Structural reorganization of molecular sheets derived from cellulose II by molecular dynamics simulations.

We investigated structural reorganization of two different kinds of molecular sheets derived from the cellulose II crystal using molecular dynamics (MD) simulations, in order to identify the initial structure of the cellulose crystal in the course of its regeneration process from solution. After a one-nanosecond simulation, the molecular sheet formed by van der Waals forces along the (11 0) crystal plane did not change its structure in an aqueous environment, while the other one formed by hydrogen bonds along the (110) crystal plane changed into a van der Waals-associated molecular sheet, such as the former. The two structures that were calculated showed substantial similarities such as the high occupancy of intramolecular hydrogen bonds between O3(H) and O5 of over 0.75, few intermolecular hydrogen bonds, and the high occurrence of hydrogen bonding with water.
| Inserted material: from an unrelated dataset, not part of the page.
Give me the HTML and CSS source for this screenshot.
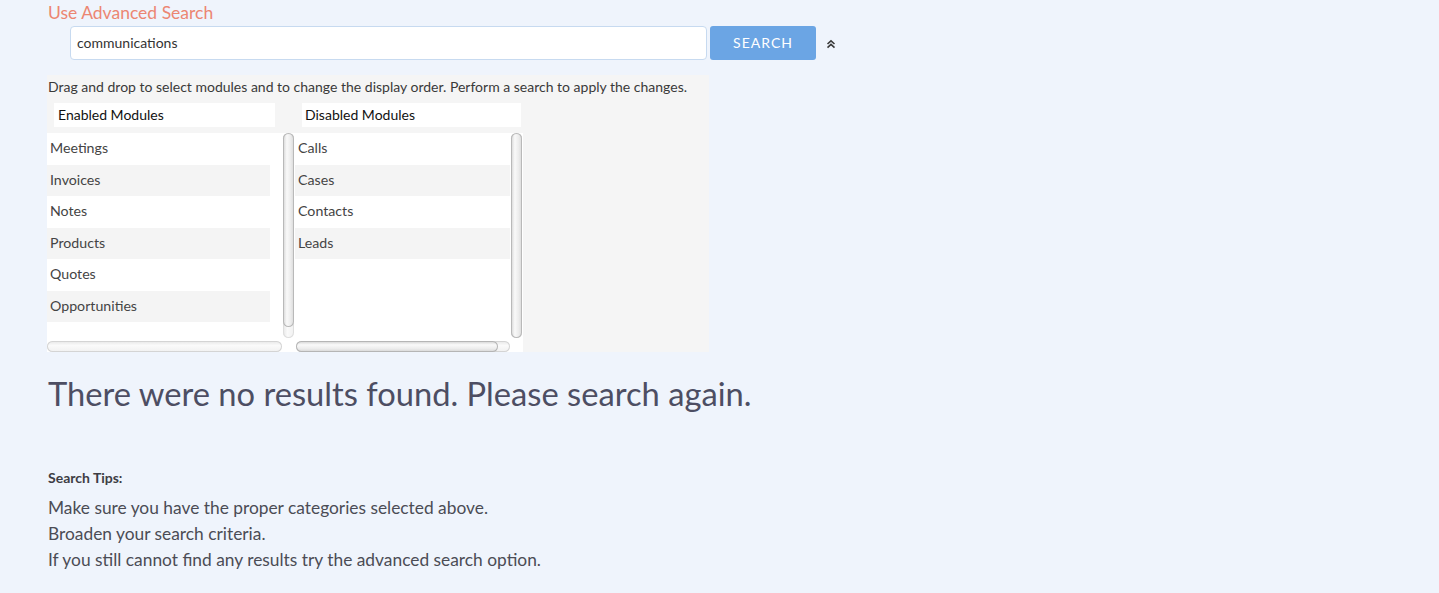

The convergence of the two structures into one denotes that the van der Waals-associated molecular sheet can be the initial structure of the cellulose crystal formed in solution. The main chain conformations were almost the same as those in the cellulose II crystal except for a -16 degrees shift of phi (dihedral angle of O5-C1-O1-C4) and the gauche-gauche conformation of the hydroxymethyl side group appears probably due to its hydrogen bonding with water. These results suggest that the van der Waals-associated molecular sheet becomes stable in an aqueous environment with its hydrophobic inside and hydrophilic periphery. Contrary to this, a benzene environment preferred a hydrogen-bonded molecular sheet, which is expected to be the initial structure formed in benzene.